In this example, we will implement the LCS problem using a simple recursive approach.

Code

C++
#include <iostream>
#include <string>
using namespace std;

int LCS(string X, string Y, int m, int n) {
    if (m == 0 || n == 0)
        return 0;
    if (X[m - 1] == Y[n - 1])
        return 1 + LCS(X, Y, m - 1, n - 1);
    else
        return max(LCS(X, Y, m - 1, n), LCS(X, Y, m, n - 1));
}

int main() {
    string X = "AGGTAB";
    string Y = "GXTXAYB";
    int m = X.length();
    int n = Y.length();
    
    cout << "Length of LCS is " << LCS(X, Y, m, n) << endl;
    return 0;
}

Output

C++
Length of LCS is 4

Explanation

In this example, we use a recursive function LCS that takes the two strings X and Y along with their lengths m and n. The function checks if the last characters of the strings match and proceeds accordingly to find the LCS.

Example 2: Dynamic Programming Approach

Code Explanation

The recursive approach has exponential time complexity and is inefficient for large sequences. A more efficient approach is to use dynamic programming to store the results of subproblems.

Code

C++
#include <iostream>
#include <string>
#include <vector>
using namespace std;

int LCS(string X, string Y) {
    int m = X.length();
    int n = Y.length();
    vector<vector<int>> L(m + 1, vector<int>(n + 1));

    for (int i = 0; i <= m; i++) {
        for (int j = 0; j <= n; j++) {
            if (i == 0 || j == 0)
                L[i][j] = 0;
            else if (X[i - 1] == Y[j - 1])
                L[i][j] = L[i - 1][j - 1] + 1;
            else
                L[i][j] = max(L[i - 1][j], L[i][j - 1]);
        }
    }
    return L[m][n];
}

int main() {
    string X = "AGGTAB";
    string Y = "GXTXAYB";
    
    cout << "Length of LCS is " << LCS(X, Y) << endl;
    return 0;
}

Output

C++
Length of LCS is 4

Explanation

In this example, we use a 2D array L to store the lengths of LCS of subproblems. The array is filled in a bottom-up manner, and the final value L[m][n] gives the length of the LCS.

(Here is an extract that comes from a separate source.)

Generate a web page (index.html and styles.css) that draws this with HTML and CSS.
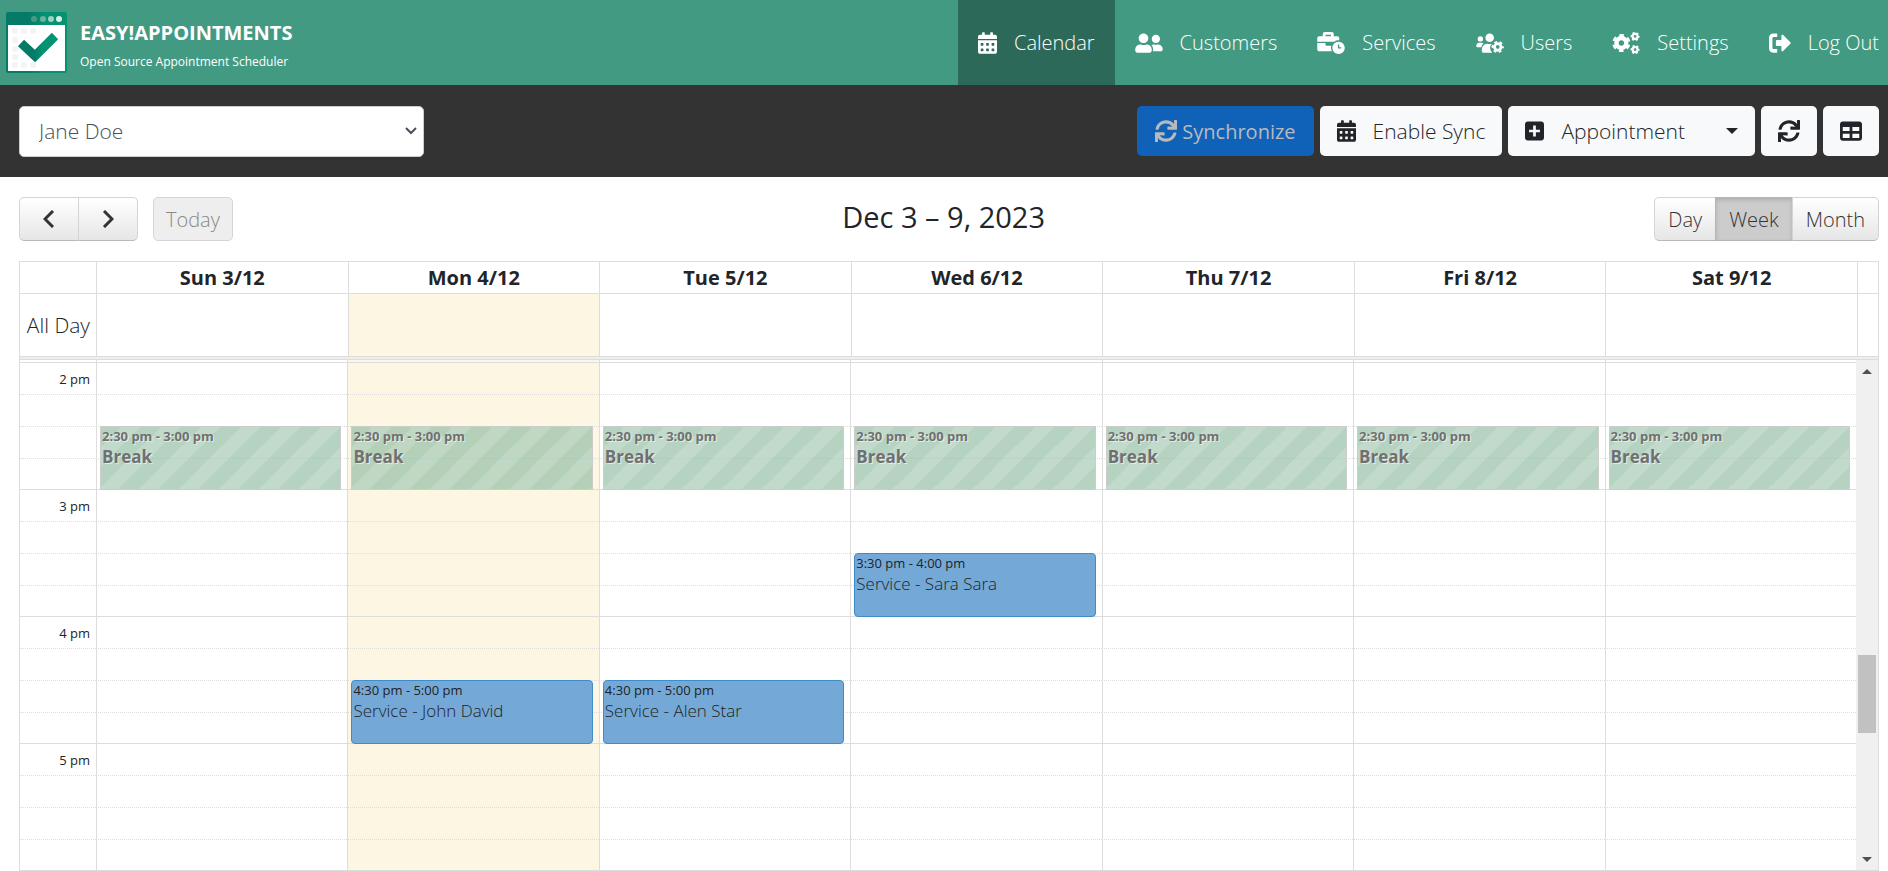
FILE: index.html
```
<!DOCTYPE html>
<html lang="en">
<head>
    <meta charset="UTF-8">
    <meta name="viewport" content="width=device-width, initial-scale=1.0">
    <title>Calendar | Easy!Appointments</title>
    <link rel="stylesheet" href="styles.css">
</head>
<body>
    <!-- Icons -->
    <svg class="icon-defs" aria-hidden="true">
        <symbol id="icon-calendar" viewBox="0 0 448 512">
            <path d="M0 464c0 26.500 21.500 48 48 48h352c26.500 0 48-21.500 48-48V192H0v272zm320-196c0-6.600 5.400-12 12-12h40c6.600 0 12 5.400 12 12v40c0 6.600-5.400 12-12 12h-40c-6.600 0-12-5.400-12-12v-40zm0 128c0-6.600 5.400-12 12-12h40c6.600 0 12 5.400 12 12v40c0 6.600-5.400 12-12 12h-40c-6.600 0-12-5.400-12-12v-40zM192 268c0-6.600 5.400-12 12-12h40c6.600 0 12 5.400 12 12v40c0 6.600-5.400 12-12 12h-40c-6.600 0-12-5.400-12-12v-40zm0 128c0-6.600 5.400-12 12-12h40c6.600 0 12 5.400 12 12v40c0 6.600-5.400 12-12 12h-40c-6.600 0-12-5.400-12-12v-40zM64 268c0-6.600 5.400-12 12-12h40c6.600 0 12 5.400 12 12v40c0 6.600-5.400 12-12 12H76c-6.600 0-12-5.400-12-12v-40zm0 128c0-6.600 5.400-12 12-12h40c6.600 0 12 5.400 12 12v40c0 6.600-5.400 12-12 12H76c-6.600 0-12-5.400-12-12v-40zM400 64h-48V16c0-8.800-7.200-16-16-16h-32c-8.800 0-16 7.200-16 16v48H160V16c0-8.800-7.200-16-16-16h-32c-8.800 0-16 7.200-16 16v48H48C21.500 64 0 85.500 0 112v48h448v-48c0-26.500-21.500-48-48-48z"/>
        </symbol>
        <symbol id="icon-customers" viewBox="0 0 640 512">
            <path d="M192 256c61.900 0 112-50.100 112-112S253.900 32 192 32 80 82.100 80 144s50.100 112 112 112zm76.800 32h-8.300c-20.800 10-43.900 16-68.500 16s-47.600-6-68.500-16h-8.300C51.600 288 0 339.600 0 403.200V432c0 26.500 21.500 48 48 48h288c26.500 0 48-21.500 48-48v-28.800c0-63.600-51.600-115.200-115.200-115.200zM480 256c53 0 96-43 96-96s-43-96-96-96-96 43-96 96 43 96 96 96zm48 32h-3.800c-13.900 4.800-28.600 8-44.200 8s-30.300-3.200-44.200-8H432c-20.400 0-39.200 5.900-55.700 15.400 24.400 26.300 39.700 61.200 39.700 99.800v38.400c0 2.200-.5 4.300-.6 6.400H592c26.500 0 48-21.500 48-48 0-61.900-50.100-112-112-112z"/>
        </symbol>
        <symbol id="icon-services" viewBox="0 0 640 512">
            <path d="M496 224c-79.590 0-144 64.410-144 144s64.410 144 144 144 144-64.410 144-144-64.410-144-144-144zm64 150.290c0 5.340-4.370 9.710-9.710 9.710h-60.570c-5.340 0-9.710-4.370-9.710-9.710v-76.570c0-5.340 4.370-9.710 9.710-9.710h12.570c5.340 0 9.710 4.370 9.710 9.710V352h38.290c5.340 0 9.710 4.370 9.710 9.710v12.580zM496 192c5.400 0 10.720.33 16 .81V144c0-25.600-22.400-48-48-48h-80V48c0-25.600-22.400-48-48-48H176c-25.600 0-48 22.400-48 48v48H48c-25.600 0-48 22.400-48 48v80h395.120c28.600-20.090 63.350-32 100.880-32zM320 96H192V64h128v32zm6.820 224H208c-8.840 0-16-7.160-16-16v-48H0v144c0 25.600 22.400 48 48 48h291.430C327.100 423.960 320 396.820 320 368c0-16.660 2.480-32.720 6.820-48z"/>
        </symbol>
        <symbol id="icon-users" viewBox="0 0 640 512">
            <circle cx="96" cy="160" r="62"/>
            <circle cx="312" cy="132" r="100"/>
            <path d="M0 330c0-50 30-78 70-78h60c16 0 30 5 42 12-28 24-44 50-50 88H22c-12 0-22-10-22-22z"/>
            <path d="M128 440c0-96 50-168 130-168 30 14 78 14 108 0-30 30-44 60-42 107 2 44 20 76 50 101H168c-24 0-40-16-40-40z"/>
            <circle cx="500" cy="348" r="76" fill="none" stroke="currentColor" stroke-width="66"/>
            <circle cx="500" cy="348" r="120" fill="none" stroke="currentColor" stroke-width="44" stroke-dasharray="66 59.660" stroke-dashoffset="33"/>
        </symbol>
        <symbol id="icon-settings" viewBox="0 0 640 512">
            <circle cx="212" cy="256" r="114" fill="none" stroke="currentColor" stroke-width="104"/>
            <circle cx="212" cy="256" r="182" fill="none" stroke="currentColor" stroke-width="60" stroke-dasharray="104 86.600" stroke-dashoffset="-43"/>
            <circle cx="532" cy="104" r="58" fill="none" stroke="currentColor" stroke-width="52"/>
            <circle cx="532" cy="104" r="88" fill="none" stroke="currentColor" stroke-width="36" stroke-dasharray="50 42.150" stroke-dashoffset="25"/>
            <circle cx="532" cy="408" r="58" fill="none" stroke="currentColor" stroke-width="52"/>
            <circle cx="532" cy="408" r="88" fill="none" stroke="currentColor" stroke-width="36" stroke-dasharray="50 42.150" stroke-dashoffset="25"/>
        </symbol>
        <symbol id="icon-logout" viewBox="0 0 512 512">
            <path d="M497 273L329 441c-15 15-41 4.500-41-17v-96H184c-13.300 0-24-10.700-24-24v-96c0-13.300 10.700-24 24-24h104V88c0-21.400 25.900-32 41-17l168 168c9.300 9.400 9.300 24.600 0 34zM192 468v-60c0-6.600-5.400-12-12-12H112c-17.700 0-32-14.300-32-32V148c0-17.700 14.300-32 32-32h68c6.600 0 12-5.400 12-12V44c0-6.600-5.400-12-12-12H96c-53 0-96 43-96 96v256c0 53 43 96 96 96h84c6.600 0 12-5.400 12-12z"/>
        </symbol>
        <symbol id="icon-sync" viewBox="0 0 512 512">
            <path d="M440.650 12.570l4 82.770A247.160 247.160 0 0 0 255.830 8C134.730 8 33.910 94.920 12.290 209.820A12 12 0 0 0 24.090 224h49.050a12 12 0 0 0 11.670-9.260 175.910 175.910 0 0 1 317-56.940l-101.460-4.860a12 12 0 0 0-12.570 12v47.410a12 12 0 0 0 12 12H500a12 12 0 0 0 12-12V12a12 12 0 0 0-12-12h-47.370a12 12 0 0 0-11.980 12.570zM255.830 432a175.610 175.610 0 0 1-146-77.800l101.800 4.870a12 12 0 0 0 12.570-12v-47.400a12 12 0 0 0-12-12H12a12 12 0 0 0-12 12V500a12 12 0 0 0 12 12h47.350a12 12 0 0 0 12-12.600l-4.150-82.570A247.170 247.170 0 0 0 255.830 504c121.110 0 221.930-86.920 243.550-201.820a12 12 0 0 0-11.800-14.180h-49.050a12 12 0 0 0-11.670 9.260A175.860 175.860 0 0 1 255.830 432z"/>
        </symbol>
        <symbol id="icon-plus" viewBox="0 0 448 512">
            <path fill-rule="evenodd" d="M64 32h320c35 0 64 29 64 64v320c0 35-29 64-64 64H64c-35 0-64-29-64-64V96c0-35 29-64 64-64zm128 96v96H96v64h96v96h64v-96h96v-64h-96v-96z"/>
        </symbol>
        <symbol id="icon-table" viewBox="0 0 512 512">
            <path fill-rule="evenodd" d="M64 32h384c35 0 64 29 64 64v320c0 35-29 64-64 64H64c-35 0-64-29-64-64V96c0-35 29-64 64-64zm0 128v96h160v-96zm224 0v96h160v-96zM64 320v96h160v-96zm224 0v96h160v-96z"/>
        </symbol>
    </svg>

    <header class="header">
        <a class="brand" href="#">
            <svg class="brand-logo" viewBox="0 0 61 61" aria-hidden="true">
                <defs>
                    <linearGradient id="logo-bg" x1="0" x2="1" y1="0" y2="0">
                        <stop offset="0.350" stop-color="#047a67"/>
                        <stop offset="0.650" stop-color="#049372"/>
                    </linearGradient>
                </defs>
                <rect width="61" height="61" rx="2" fill="url(#logo-bg)"/>
                <rect x="2" y="13" width="57" height="46" fill="#fff"/>
                <g fill="#f2f4f5">
                    <rect x="6" y="16" width="6" height="6" rx="2"/><rect x="15" y="16" width="6" height="6" rx="2"/><rect x="24" y="16" width="6" height="6" rx="2"/>
                    <rect x="6" y="25" width="6" height="6" rx="2"/><rect x="6" y="34" width="6" height="6" rx="2"/><rect x="6" y="42" width="6" height="6" rx="2"/>
                    <rect x="6" y="50" width="6" height="6" rx="2"/><rect x="15" y="50" width="6" height="6" rx="2"/><rect x="24" y="50" width="6" height="6" rx="2"/>
                </g>
                <circle cx="28" cy="7" r="3" fill="#4a9a80"/>
                <circle cx="37" cy="7" r="3" fill="#6fb0a0"/>
                <circle cx="45" cy="7" r="3" fill="#a5cdc2"/>
                <circle cx="53" cy="7" r="3" fill="#dcebe7"/>
                <path d="M15 31l14 13 20-20" fill="none" stroke="url(#logo-bg)" stroke-width="9" stroke-linejoin="miter"/>
            </svg>
            <span class="brand-text">
                <strong class="brand-name">EASY!APPOINTMENTS</strong>
                <small class="brand-tagline">Open Source Appointment Scheduler</small>
            </span>
        </a>
        <nav class="menu">
            <a class="menu-item active" href="#"><svg class="icon narrow"><use href="#icon-calendar"/></svg>Calendar</a>
            <a class="menu-item" href="#"><svg class="icon wide"><use href="#icon-customers"/></svg>Customers</a>
            <a class="menu-item" href="#"><svg class="icon wide"><use href="#icon-services"/></svg>Services</a>
            <a class="menu-item" href="#"><svg class="icon wide"><use href="#icon-users"/></svg>Users</a>
            <a class="menu-item" href="#"><svg class="icon wide"><use href="#icon-settings"/></svg>Settings</a>
            <a class="menu-item" href="#"><svg class="icon"><use href="#icon-logout"/></svg>Log Out</a>
        </nav>
    </header>

    <div class="toolbar">
        <select class="provider-select" aria-label="Provider">
            <option>Jane Doe</option>
        </select>
        <div class="actions">
            <button class="btn btn-primary" disabled><svg class="icon"><use href="#icon-sync"/></svg>Synchronize</button>
            <button class="btn"><svg class="icon narrow"><use href="#icon-calendar"/></svg>Enable Sync</button>
            <div class="btn-group">
                <button class="btn"><svg class="icon narrow"><use href="#icon-plus"/></svg>Appointment</button>
                <button class="btn btn-caret" aria-label="More"><span class="caret"></span></button>
            </div>
            <button class="btn btn-icon" aria-label="Reload"><svg class="icon"><use href="#icon-sync"/></svg></button>
            <button class="btn btn-icon" aria-label="Table view"><svg class="icon"><use href="#icon-table"/></svg></button>
        </div>
    </div>

    <main class="calendar">
        <div class="calendar-header">
            <div class="calendar-left">
                <div class="fc-group">
                    <button class="fc-btn fc-arrow" aria-label="Previous"><svg viewBox="0 0 12 18"><path d="M10 1L2 9l8 8"/></svg></button>
                    <button class="fc-btn fc-arrow" aria-label="Next"><svg viewBox="0 0 12 18"><path d="M2 1l8 8-8 8"/></svg></button>
                </div>
                <button class="fc-btn fc-today" disabled>Today</button>
            </div>
            <h2 class="calendar-title">Dec 3 – 9, 2023</h2>
            <div class="fc-group">
                <button class="fc-btn">Day</button>
                <button class="fc-btn pressed">Week</button>
                <button class="fc-btn">Month</button>
            </div>
        </div>

        <div class="week">
            <table class="week-table week-head">
                <thead>
                    <tr>
                        <th class="axis"></th>
                        <th>Sun 3/12</th>
                        <th>Mon 4/12</th>
                        <th>Tue 5/12</th>
                        <th>Wed 6/12</th>
                        <th>Thu 7/12</th>
                        <th>Fri 8/12</th>
                        <th>Sat 9/12</th>
                        <th class="gutter"></th>
                    </tr>
                </thead>
                <tbody>
                    <tr class="all-day">
                        <td class="axis">All Day</td><td></td><td class="today"></td><td></td><td></td><td></td><td></td><td></td><td class="gutter"></td>
                    </tr>
                </tbody>
            </table>
            <div class="divider"></div>
            <div class="time-grid">
                <table class="week-table slots">
                    <tr class="edge"><td class="axis"></td><td></td><td class="today"></td><td></td><td></td><td></td><td></td><td></td></tr>

                    <!-- 2 pm -->
                    <tr class="hour"><td class="axis">2 pm</td><td></td><td class="today"></td><td></td><td></td><td></td><td></td><td></td></tr>
                    <tr><td class="axis"></td><td></td><td class="today"></td><td></td><td></td><td></td><td></td><td></td></tr>
                    <tr>
                        <td class="axis"></td>
                        <td><div class="event break"><span class="time">2:30 pm - 3:00 pm</span><span class="title">Break</span></div></td>
                        <td class="today"><div class="event break"><span class="time">2:30 pm - 3:00 pm</span><span class="title">Break</span></div></td>
                        <td><div class="event break"><span class="time">2:30 pm - 3:00 pm</span><span class="title">Break</span></div></td>
                        <td><div class="event break"><span class="time">2:30 pm - 3:00 pm</span><span class="title">Break</span></div></td>
                        <td><div class="event break"><span class="time">2:30 pm - 3:00 pm</span><span class="title">Break</span></div></td>
                        <td><div class="event break"><span class="time">2:30 pm - 3:00 pm</span><span class="title">Break</span></div></td>
                        <td><div class="event break"><span class="time">2:30 pm - 3:00 pm</span><span class="title">Break</span></div></td>
                    </tr>
                    <tr class="last"><td class="axis"></td><td></td><td class="today"></td><td></td><td></td><td></td><td></td><td></td></tr>

                    <!-- 3 pm -->
                    <tr class="hour"><td class="axis">3 pm</td><td></td><td class="today"></td><td></td><td></td><td></td><td></td><td></td></tr>
                    <tr><td class="axis"></td><td></td><td class="today"></td><td></td><td></td><td></td><td></td><td></td></tr>
                    <tr>
                        <td class="axis"></td><td></td><td class="today"></td><td></td>
                        <td><div class="event"><span class="time">3:30 pm - 4:00 pm</span><span class="title">Service - Sara Sara</span></div></td>
                        <td></td><td></td><td></td>
                    </tr>
                    <tr class="last"><td class="axis"></td><td></td><td class="today"></td><td></td><td></td><td></td><td></td><td></td></tr>

                    <!-- 4 pm -->
                    <tr class="hour"><td class="axis">4 pm</td><td></td><td class="today"></td><td></td><td></td><td></td><td></td><td></td></tr>
                    <tr><td class="axis"></td><td></td><td class="today"></td><td></td><td></td><td></td><td></td><td></td></tr>
                    <tr>
                        <td class="axis"></td><td></td>
                        <td class="today"><div class="event"><span class="time">4:30 pm - 5:00 pm</span><span class="title">Service - John David</span></div></td>
                        <td><div class="event"><span class="time">4:30 pm - 5:00 pm</span><span class="title">Service - Alen Star</span></div></td>
                        <td></td><td></td><td></td><td></td>
                    </tr>
                    <tr class="last"><td class="axis"></td><td></td><td class="today"></td><td></td><td></td><td></td><td></td><td></td></tr>

                    <!-- 5 pm -->
                    <tr class="hour"><td class="axis">5 pm</td><td></td><td class="today"></td><td></td><td></td><td></td><td></td><td></td></tr>
                    <tr><td class="axis"></td><td></td><td class="today"></td><td></td><td></td><td></td><td></td><td></td></tr>
                    <tr><td class="axis"></td><td></td><td class="today"></td><td></td><td></td><td></td><td></td><td></td></tr>
                    <tr class="last"><td class="axis"></td><td></td><td class="today"></td><td></td><td></td><td></td><td></td><td></td></tr>
                </table>
                <div class="scrollbar" aria-hidden="true">
                    <span class="scroll-arrow up"></span>
                    <span class="scroll-track"><span class="scroll-thumb"></span></span>
                    <span class="scroll-arrow down"></span>
                </div>
            </div>
        </div>
    </main>
</body>
</html>
```
FILE: styles.css
```
* {
    box-sizing: border-box;
}

body {
    margin: 0;
    font-family: "Open Sans", "Noto Sans", sans-serif;
    font-size: 20px;
    font-weight: 300;
    color: #212529;
    background: #fff;
}

button, select {
    font: inherit;
    color: inherit;
}

.icon-defs {
    position: absolute;
    width: 0;
    height: 0;
}

.icon {
    width: 22px;
    height: 22px;
    fill: currentColor;
    flex: none;
}

.icon.narrow {
    width: 19px;
}

.icon.wide {
    width: 28px;
}

/* Header */
.header {
    display: flex;
    justify-content: space-between;
    height: 85px;
    background: #439a82;
    color: #fff;
}

.brand {
    display: flex;
    align-items: center;
    gap: 13px;
    padding-left: 6px;
    color: inherit;
    text-decoration: none;
}

.brand-logo {
    width: 61px;
    height: 61px;
}

.brand-text {
    display: flex;
    flex-direction: column;
    gap: 7px;
    padding-top: 5px;
}

.brand-name {
    font-size: 20px;
    line-height: 26px;
    font-weight: 700;
}

.brand-tagline {
    font-size: 12px;
    line-height: 18px;
    font-weight: 400;
}

.menu {
    display: flex;
}

.menu-item {
    display: flex;
    align-items: center;
    gap: 17px;
    padding: 0 20px;
    color: inherit;
    text-decoration: none;
}

.menu-item:last-child {
    padding-right: 9px;
}

.menu-item.active {
    background: #2d6959;
}

/* Toolbar */
.toolbar {
    display: flex;
    justify-content: space-between;
    align-items: center;
    height: 92px;
    padding: 0 9px 0 19px;
    background: #333;
}

.provider-select {
    appearance: none;
    width: 405px;
    height: 51px;
    padding: 0 32px 0 19px;
    border: 1px solid #ccc;
    border-radius: 5px;
    background: #fff url("data:image/svg+xml,%3Csvg xmlns='http://www.w3.org/2000/svg' width='12' height='8' viewBox='0 0 12 8'%3E%3Cpath d='M1 1l5 5 5-5' fill='none' stroke='%23495057' stroke-width='2'/%3E%3C/svg%3E") no-repeat right 6px center;
    color: #495057;
    font-size: 21px;
}

.actions {
    display: flex;
    gap: 6px;
}

.btn {
    display: flex;
    align-items: center;
    justify-content: center;
    gap: 17px;
    height: 50px;
    padding: 0 17px;
    border: 0;
    border-radius: 5px;
    background: #f8f9fa;
    font-size: 21px;
    white-space: nowrap;
}

.btn-primary {
    gap: 5px;
    padding: 0 18px;
    background: #1062b8;
    color: #b7babd;
    font-size: 20px;
    font-weight: 400;
}

.btn-group {
    display: flex;
    border-radius: 5px;
    background: #f8f9fa;
}

.btn-group .btn {
    background: none;
}

.btn-group .btn-caret {
    padding-left: 24px;
}

.caret {
    border: 6px solid transparent;
    border-top-color: #212529;
    border-bottom: 0;
}

/* Calendar header */
.calendar {
    padding: 20px 9px 0 19px;
}

.calendar-header {
    display: flex;
    justify-content: space-between;
    align-items: flex-start;
    margin-bottom: 20px;
}

.calendar-left {
    display: flex;
    gap: 15px;
}

.calendar-title {
    margin: 0;
    font-size: 29px;
    line-height: 40px;
    font-weight: 400;
}

.fc-group {
    display: flex;
}

.fc-btn {
    height: 44px;
    padding: 0 12px;
    border: 1px solid #d5d5d5;
    border-bottom-color: #b9b9b9;
    border-radius: 5px;
    background: linear-gradient(#fff, #e6e6e6);
    color: #333;
}

.fc-group .fc-btn {
    padding: 0 13px;
}

.fc-group .fc-btn + .fc-btn {
    margin-left: -1px;
}

.fc-group .fc-btn:not(:first-child) {
    border-top-left-radius: 0;
    border-bottom-left-radius: 0;
}

.fc-group .fc-btn:not(:last-child) {
    border-top-right-radius: 0;
    border-bottom-right-radius: 0;
}

.fc-arrow {
    display: flex;
    align-items: center;
    justify-content: center;
    width: 60px;
}

.fc-arrow svg {
    width: 12px;
    height: 18px;
    fill: none;
    stroke: #333;
    stroke-width: 3;
}

.fc-today {
    border-color: #d5d5d5;
    background: #eee;
    color: #888;
}

.fc-btn.pressed {
    background: #ccc;
    border-color: #b5b5b5;
    box-shadow: inset 0 2px 4px rgba(0, 0, 0, 0.15);
}

/* Week view */
.week {
    border: 1px solid #ddd;
}

.week-table {
    width: 100%;
    table-layout: fixed;
    border-collapse: separate;
    border-spacing: 0;
}

.week-table th,
.week-table td {
    padding: 0;
    border-left: 1px solid #ddd;
}

.week-table .axis {
    width: 76px;
    padding-right: 6px;
    border-left: 0;
    text-align: right;
}

.week-table .gutter {
    width: 21px;
}

.week-head th {
    height: 31px;
    font-size: 20px;
    line-height: 26px;
    font-weight: 700;
}

.all-day td {
    height: 63px;
    border-top: 1px solid #ddd;
    font-size: 21px;
    white-space: nowrap;
}

.today {
    background: #fcf6e3;
}

.divider {
    height: 4px;
    border: 1px solid #ddd;
    border-width: 1px 0;
    background: #eee;
}

.time-grid {
    display: flex;
}

.slots td {
    position: relative;
    height: 32px;
    border-top: 1px dotted #ddd;
    font-size: 13px;
    line-height: 20px;
}

.slots .last td {
    height: 31px;
}

.slots .hour td {
    border-top-style: solid;
}

.slots .edge td {
    height: 2px;
    border-top: 0;
}

.slots .axis {
    font-weight: 400;
}

/* Events */
.event {
    position: absolute;
    top: -1px;
    left: 3px;
    right: 6px;
    z-index: 1;
    height: 64px;
    padding: 0 1px;
    border: 1px solid #3f8ccb;
    border-radius: 4px;
    background: #74a9d7;
    color: #222;
    overflow: hidden;
}

.event .time,
.event .title {
    display: block;
}

.event .time {
    font-size: 13px;
    line-height: 18px;
    font-weight: 400;
}

.event .title {
    font-size: 17px;
    line-height: 24px;
}

.event.break {
    border-color: #ccc;
    border-radius: 0;
    background-color: rgba(143, 187, 161, 0.65);
    background-image: linear-gradient(-45deg, rgba(255, 255, 255, 0.15) 25%, transparent 25%, transparent 50%, rgba(255, 255, 255, 0.15) 50%, rgba(255, 255, 255, 0.15) 75%, transparent 75%);
    background-size: 40px 40px;
    color: #707070;
    text-shadow: 1px 1px 0 rgba(255, 255, 255, 0.6);
}

.event.break .time,
.event.break .title {
    font-weight: 700;
}

/* Scrollbar */
.scrollbar {
    display: flex;
    flex-direction: column;
    align-items: center;
    flex: none;
    width: 22px;
    padding: 9px 0 8px;
    background: #f0f0f0;
}

.scroll-track {
    display: flex;
    flex-direction: column;
    justify-content: end;
    flex: 1;
    width: 18px;
    padding-bottom: 124px;
}

.scroll-thumb {
    height: 78px;
    background: #c1c1c1;
}

.scroll-arrow {
    border: 5px solid transparent;
}

.scroll-arrow.up {
    border-top: 0;
    border-bottom-color: #505050;
}

.scroll-arrow.down {
    border-bottom: 0;
    border-top-color: #505050;
}
```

Example 3: Printing the Longest Common Subsequence

Code Explanation

In this example, we will modify the dynamic programming approach to not only find the length of the LCS but also print the LCS itself.

Code

C++
#include <iostream>
#include <string>
#include <vector>
using namespace std;

void printLCS(string X, string Y) {
    int m = X.length();
    int n = Y.length();
    vector<vector<int>> L(m + 1, vector<int>(n + 1));

    for (int i = 0; i <= m; i++) {
        for (int j = 0; j <= n; j++) {
            if (i == 0 || j == 0)
                L[i][j] = 0;
            else if (X[i - 1] == Y[j - 1])
                L[i][j] = L[i - 1][j - 1] + 1;
            else
                L[i][j] = max(L[i - 1][j], L[i][j - 1]);
        }
    }

    int index = L[m][n];
    string lcs(index, ' ');

    int i = m, j = n;
    while (i > 0 && j > 0) {
        if (X[i - 1] == Y[j - 1]) {
            lcs[index - 1] = X[i - 1];
            i--;
            j--;
            index--;
        } else if (L[i - 1][j] > L[i][j - 1]) {
            i--;
        } else {
            j--;
        }
    }

    cout << "LCS of " << X << " and " << Y << " is " << lcs << endl;
}

int main() {
    string X = "AGGTAB";
    string Y = "GXTXAYB";
    
    printLCS(X, Y);
    return 0;
}

Output

C++
LCS of AGGTAB and GXTXAYB is GTAB

Explanation

In this example, we extend the dynamic programming solution to trace back through the 2D array L to construct and print the LCS. This approach ensures that we not only find the length of the LCS but also the LCS itself.

Conclusion

The Longest Common Subsequence problem is a fundamental problem in computer science with numerous applications. In this article, we explored the problem, understood its mathematical formulation, and implemented solutions using C++. We started with a simple recursive approach, moved on to an efficient dynamic programming approach, and finally extended the solution to print the LCS itself.